Aim. Would you write out the listing verbatim and skip every picture in it?
◇ ◇ ◇ ◇ ◇ ◇ ◇
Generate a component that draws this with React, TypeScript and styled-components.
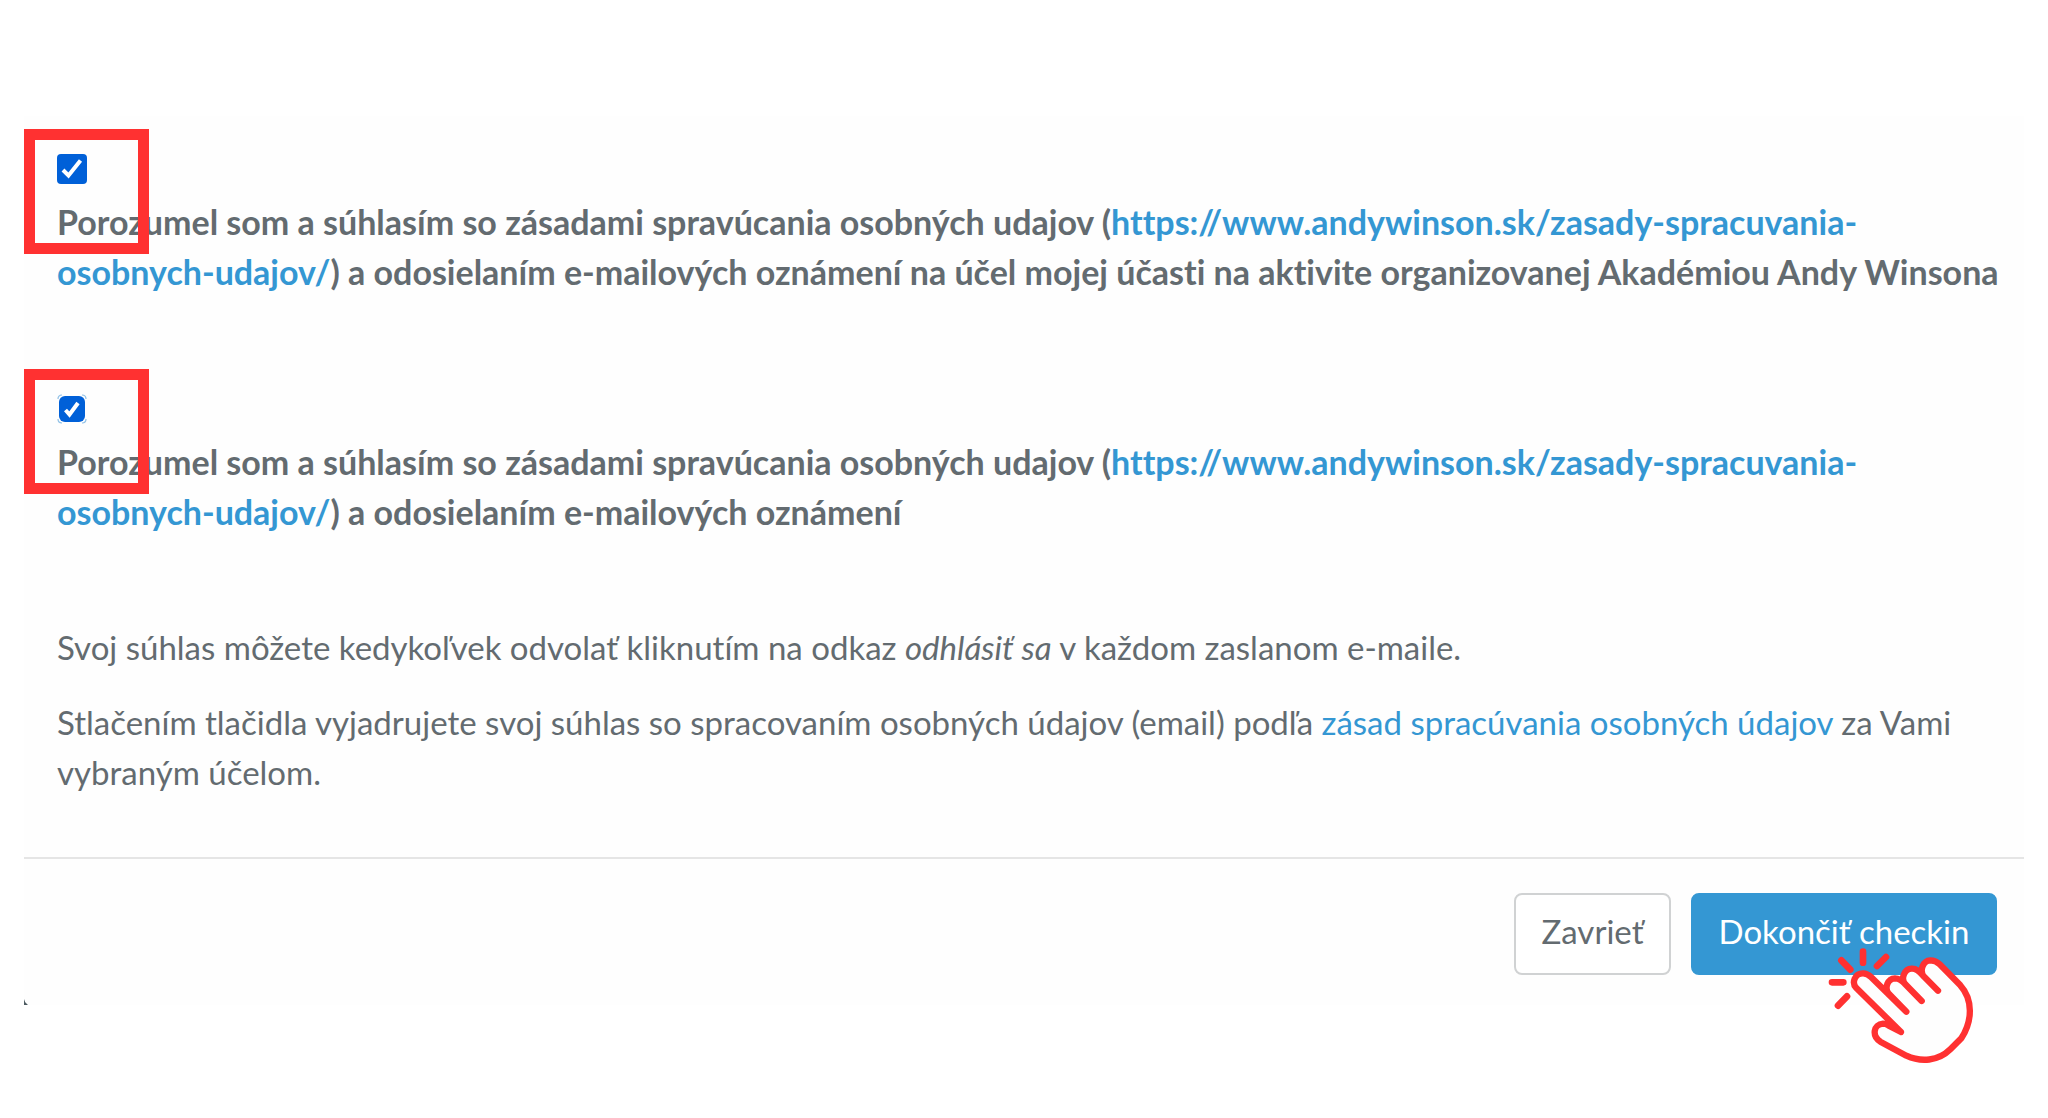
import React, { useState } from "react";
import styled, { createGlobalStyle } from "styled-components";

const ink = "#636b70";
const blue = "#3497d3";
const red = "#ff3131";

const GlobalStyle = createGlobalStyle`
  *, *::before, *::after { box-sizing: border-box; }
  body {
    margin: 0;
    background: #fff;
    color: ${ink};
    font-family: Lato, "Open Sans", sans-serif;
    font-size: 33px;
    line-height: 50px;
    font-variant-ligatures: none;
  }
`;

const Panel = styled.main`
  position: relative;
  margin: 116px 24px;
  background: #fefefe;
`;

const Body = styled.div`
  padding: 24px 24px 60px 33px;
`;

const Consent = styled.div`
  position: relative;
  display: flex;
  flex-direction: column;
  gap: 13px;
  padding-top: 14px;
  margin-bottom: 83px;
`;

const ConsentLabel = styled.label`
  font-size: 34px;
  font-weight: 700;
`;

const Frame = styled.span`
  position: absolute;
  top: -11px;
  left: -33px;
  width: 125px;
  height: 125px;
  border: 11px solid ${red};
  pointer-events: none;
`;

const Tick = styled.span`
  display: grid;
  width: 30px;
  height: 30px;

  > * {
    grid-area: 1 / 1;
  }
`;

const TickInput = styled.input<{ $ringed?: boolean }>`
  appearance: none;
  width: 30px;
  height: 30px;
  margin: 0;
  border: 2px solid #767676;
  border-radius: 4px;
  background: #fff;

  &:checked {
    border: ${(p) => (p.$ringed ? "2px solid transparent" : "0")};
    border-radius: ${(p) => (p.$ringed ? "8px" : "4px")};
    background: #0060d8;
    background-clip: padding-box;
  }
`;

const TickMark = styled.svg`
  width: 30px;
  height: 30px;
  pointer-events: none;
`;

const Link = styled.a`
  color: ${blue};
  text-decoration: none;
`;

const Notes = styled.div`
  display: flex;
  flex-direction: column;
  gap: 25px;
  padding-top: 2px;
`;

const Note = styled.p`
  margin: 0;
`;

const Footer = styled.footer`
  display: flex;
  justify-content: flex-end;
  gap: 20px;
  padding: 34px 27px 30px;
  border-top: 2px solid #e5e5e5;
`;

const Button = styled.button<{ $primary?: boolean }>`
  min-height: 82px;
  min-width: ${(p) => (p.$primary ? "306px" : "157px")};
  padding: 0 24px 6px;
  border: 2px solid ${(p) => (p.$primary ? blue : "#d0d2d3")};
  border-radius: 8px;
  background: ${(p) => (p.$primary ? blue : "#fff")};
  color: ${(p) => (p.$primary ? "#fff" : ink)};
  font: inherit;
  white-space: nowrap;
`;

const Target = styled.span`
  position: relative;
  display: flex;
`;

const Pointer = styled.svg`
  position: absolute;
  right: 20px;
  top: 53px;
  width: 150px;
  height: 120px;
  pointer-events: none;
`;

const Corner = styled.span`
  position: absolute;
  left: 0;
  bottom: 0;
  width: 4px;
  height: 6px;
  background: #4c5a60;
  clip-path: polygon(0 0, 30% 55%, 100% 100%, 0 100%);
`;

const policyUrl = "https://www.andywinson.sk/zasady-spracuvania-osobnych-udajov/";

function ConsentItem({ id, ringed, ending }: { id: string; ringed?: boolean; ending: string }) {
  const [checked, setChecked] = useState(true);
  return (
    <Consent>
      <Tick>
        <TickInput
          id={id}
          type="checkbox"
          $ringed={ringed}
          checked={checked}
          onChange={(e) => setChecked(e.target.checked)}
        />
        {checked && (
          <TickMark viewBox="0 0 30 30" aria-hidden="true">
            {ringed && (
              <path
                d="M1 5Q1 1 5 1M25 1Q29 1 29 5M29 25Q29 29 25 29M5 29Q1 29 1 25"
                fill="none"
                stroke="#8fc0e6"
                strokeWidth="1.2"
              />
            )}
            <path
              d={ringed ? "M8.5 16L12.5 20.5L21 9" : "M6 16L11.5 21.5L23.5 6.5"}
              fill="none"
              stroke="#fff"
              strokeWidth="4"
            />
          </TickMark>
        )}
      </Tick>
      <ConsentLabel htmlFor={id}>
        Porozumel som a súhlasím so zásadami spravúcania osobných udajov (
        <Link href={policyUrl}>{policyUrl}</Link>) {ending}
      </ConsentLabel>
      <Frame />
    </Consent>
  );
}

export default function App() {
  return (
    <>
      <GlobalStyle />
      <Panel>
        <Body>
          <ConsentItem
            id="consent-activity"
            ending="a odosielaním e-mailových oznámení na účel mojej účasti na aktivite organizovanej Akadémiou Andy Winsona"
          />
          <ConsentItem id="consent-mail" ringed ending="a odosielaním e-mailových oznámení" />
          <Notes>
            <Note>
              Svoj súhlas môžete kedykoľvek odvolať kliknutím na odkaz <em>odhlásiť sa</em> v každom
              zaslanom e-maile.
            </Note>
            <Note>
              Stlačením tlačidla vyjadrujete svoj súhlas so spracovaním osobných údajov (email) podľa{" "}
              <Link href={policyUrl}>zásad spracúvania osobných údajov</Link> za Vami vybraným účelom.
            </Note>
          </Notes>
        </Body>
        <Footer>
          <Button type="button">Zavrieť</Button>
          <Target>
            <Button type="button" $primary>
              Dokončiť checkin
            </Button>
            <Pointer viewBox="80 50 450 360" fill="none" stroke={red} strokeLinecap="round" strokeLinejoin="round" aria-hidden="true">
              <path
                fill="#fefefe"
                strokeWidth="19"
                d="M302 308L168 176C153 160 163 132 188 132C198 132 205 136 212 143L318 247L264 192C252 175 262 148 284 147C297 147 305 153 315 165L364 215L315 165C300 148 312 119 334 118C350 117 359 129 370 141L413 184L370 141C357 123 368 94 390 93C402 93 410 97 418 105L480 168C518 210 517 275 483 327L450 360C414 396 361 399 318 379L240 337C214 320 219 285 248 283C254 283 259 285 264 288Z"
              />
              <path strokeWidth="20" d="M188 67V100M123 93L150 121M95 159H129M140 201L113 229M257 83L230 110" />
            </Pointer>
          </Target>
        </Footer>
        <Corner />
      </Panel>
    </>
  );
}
◇ ◇ ◇ ◇ ◇ ◇ ◇
Task response.
Generate a component that draws this with React, TypeScript and styled-components.
import React, { useState } from "react";
import styled, { createGlobalStyle } from "styled-components";

const ink = "#636b70";
const blue = "#3497d3";
const red = "#ff3131";

const GlobalStyle = createGlobalStyle`
  *, *::before, *::after { box-sizing: border-box; }
  body {
    margin: 0;
    background: #fff;
    color: ${ink};
    font-family: Lato, "Open Sans", sans-serif;
    font-size: 33px;
    line-height: 50px;
    font-variant-ligatures: none;
  }
`;

const Panel = styled.main`
  position: relative;
  margin: 116px 24px;
  background: #fefefe;
`;

const Body = styled.div`
  padding: 24px 24px 60px 33px;
`;

const Consent = styled.div`
  position: relative;
  display: flex;
  flex-direction: column;
  gap: 13px;
  padding-top: 14px;
  margin-bottom: 83px;
`;

const ConsentLabel = styled.label`
  font-size: 34px;
  font-weight: 700;
`;

const Frame = styled.span`
  position: absolute;
  top: -11px;
  left: -33px;
  width: 125px;
  height: 125px;
  border: 11px solid ${red};
  pointer-events: none;
`;

const Tick = styled.span`
  display: grid;
  width: 30px;
  height: 30px;

  > * {
    grid-area: 1 / 1;
  }
`;

const TickInput = styled.input<{ $ringed?: boolean }>`
  appearance: none;
  width: 30px;
  height: 30px;
  margin: 0;
  border: 2px solid #767676;
  border-radius: 4px;
  background: #fff;

  &:checked {
    border: ${(p) => (p.$ringed ? "2px solid transparent" : "0")};
    border-radius: ${(p) => (p.$ringed ? "8px" : "4px")};
    background: #0060d8;
    background-clip: padding-box;
  }
`;

const TickMark = styled.svg`
  width: 30px;
  height: 30px;
  pointer-events: none;
`;

const Link = styled.a`
  color: ${blue};
  text-decoration: none;
`;

const Notes = styled.div`
  display: flex;
  flex-direction: column;
  gap: 25px;
  padding-top: 2px;
`;

const Note = styled.p`
  margin: 0;
`;

const Footer = styled.footer`
  display: flex;
  justify-content: flex-end;
  gap: 20px;
  padding: 34px 27px 30px;
  border-top: 2px solid #e5e5e5;
`;

const Button = styled.button<{ $primary?: boolean }>`
  min-height: 82px;
  min-width: ${(p) => (p.$primary ? "306px" : "157px")};
  padding: 0 24px 6px;
  border: 2px solid ${(p) => (p.$primary ? blue : "#d0d2d3")};
  border-radius: 8px;
  background: ${(p) => (p.$primary ? blue : "#fff")};
  color: ${(p) => (p.$primary ? "#fff" : ink)};
  font: inherit;
  white-space: nowrap;
`;

const Target = styled.span`
  position: relative;
  display: flex;
`;

const Pointer = styled.svg`
  position: absolute;
  right: 20px;
  top: 53px;
  width: 150px;
  height: 120px;
  pointer-events: none;
`;

const Corner = styled.span`
  position: absolute;
  left: 0;
  bottom: 0;
  width: 4px;
  height: 6px;
  background: #4c5a60;
  clip-path: polygon(0 0, 30% 55%, 100% 100%, 0 100%);
`;

const policyUrl = "https://www.andywinson.sk/zasady-spracuvania-osobnych-udajov/";

function ConsentItem({ id, ringed, ending }: { id: string; ringed?: boolean; ending: string }) {
  const [checked, setChecked] = useState(true);
  return (
    <Consent>
      <Tick>
        <TickInput
          id={id}
          type="checkbox"
          $ringed={ringed}
          checked={checked}
          onChange={(e) => setChecked(e.target.checked)}
        />
        {checked && (
          <TickMark viewBox="0 0 30 30" aria-hidden="true">
            {ringed && (
              <path
                d="M1 5Q1 1 5 1M25 1Q29 1 29 5M29 25Q29 29 25 29M5 29Q1 29 1 25"
                fill="none"
                stroke="#8fc0e6"
                strokeWidth="1.2"
              />
            )}
            <path
              d={ringed ? "M8.5 16L12.5 20.5L21 9" : "M6 16L11.5 21.5L23.5 6.5"}
              fill="none"
              stroke="#fff"
              strokeWidth="4"
            />
          </TickMark>
        )}
      </Tick>
      <ConsentLabel htmlFor={id}>
        Porozumel som a súhlasím so zásadami spravúcania osobných udajov (
        <Link href={policyUrl}>{policyUrl}</Link>) {ending}
      </ConsentLabel>
      <Frame />
    </Consent>
  );
}

export default function App() {
  return (
    <>
      <GlobalStyle />
      <Panel>
        <Body>
          <ConsentItem
            id="consent-activity"
            ending="a odosielaním e-mailových oznámení na účel mojej účasti na aktivite organizovanej Akadémiou Andy Winsona"
          />
          <ConsentItem id="consent-mail" ringed ending="a odosielaním e-mailových oznámení" />
          <Notes>
            <Note>
              Svoj súhlas môžete kedykoľvek odvolať kliknutím na odkaz <em>odhlásiť sa</em> v každom
              zaslanom e-maile.
            </Note>
            <Note>
              Stlačením tlačidla vyjadrujete svoj súhlas so spracovaním osobných údajov (email) podľa{" "}
              <Link href={policyUrl}>zásad spracúvania osobných údajov</Link> za Vami vybraným účelom.
            </Note>
          </Notes>
        </Body>
        <Footer>
          <Button type="button">Zavrieť</Button>
          <Target>
            <Button type="button" $primary>
              Dokončiť checkin
            </Button>
            <Pointer viewBox="80 50 450 360" fill="none" stroke={red} strokeLinecap="round" strokeLinejoin="round" aria-hidden="true">
              <path
                fill="#fefefe"
                strokeWidth="19"
                d="M302 308L168 176C153 160 163 132 188 132C198 132 205 136 212 143L318 247L264 192C252 175 262 148 284 147C297 147 305 153 315 165L364 215L315 165C300 148 312 119 334 118C350 117 359 129 370 141L413 184L370 141C357 123 368 94 390 93C402 93 410 97 418 105L480 168C518 210 517 275 483 327L450 360C414 396 361 399 318 379L240 337C214 320 219 285 248 283C254 283 259 285 264 288Z"
              />
              <path strokeWidth="20" d="M188 67V100M123 93L150 121M95 159H129M140 201L113 229M257 83L230 110" />
            </Pointer>
          </Target>
        </Footer>
        <Corner />
      </Panel>
    </>
  );
}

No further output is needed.